My data is in a text file in the format shown below:
heading1:blah
heading2:blah
heading3:blah blah blah blah blah blah blah blah blah blah blah blah blah blah blah blah blah blah blah blah blah (text entered new line for heading3 only for this row)
heading1:blah
heading2:blah
heading3:blah blah blah blah blah blah blah blah blah blah
so on...
Note:
Thanks for posting the link to the data. If it's publicly available, it's helpful to do that initially. I ran this on the full data set; that took a couple of seconds on a decent laptop.
import numpy as np
import pandas as pd
with open('rfa_all.NL-SEPARATED.txt', 'r') as f:
data = f.readlines()
# create a dictionary with keys and lists.
# if you don't set the values as lists, you get an error.
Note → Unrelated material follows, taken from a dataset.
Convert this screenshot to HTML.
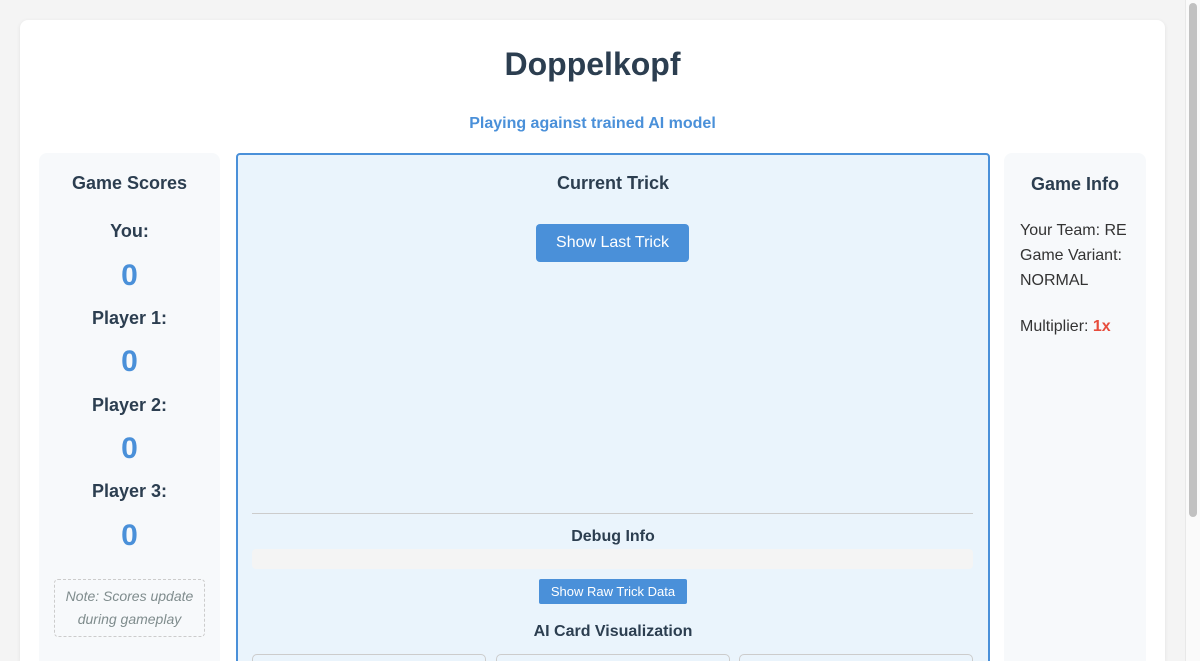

d = {'SRC': [], 'TGT': [], 'VOT': [], 'RES': [], 'YEA': [], 'DAT': [], 'TXT': []}
for line in data: # go through file line by line
if line != '\n': # skip new line characters
line = line.replace('\n', '') # get rid of '\n' in all fields
key, val = line.split(':', 1) # take the first 2 tokens from the split statement
d[key].append(val)
df = pd.DataFrame(d)
df
Extensive help from this post: https://stackoverflow.com/a/26644245/6672746
I am sure there is a much faster way to set this up, but I think this will work.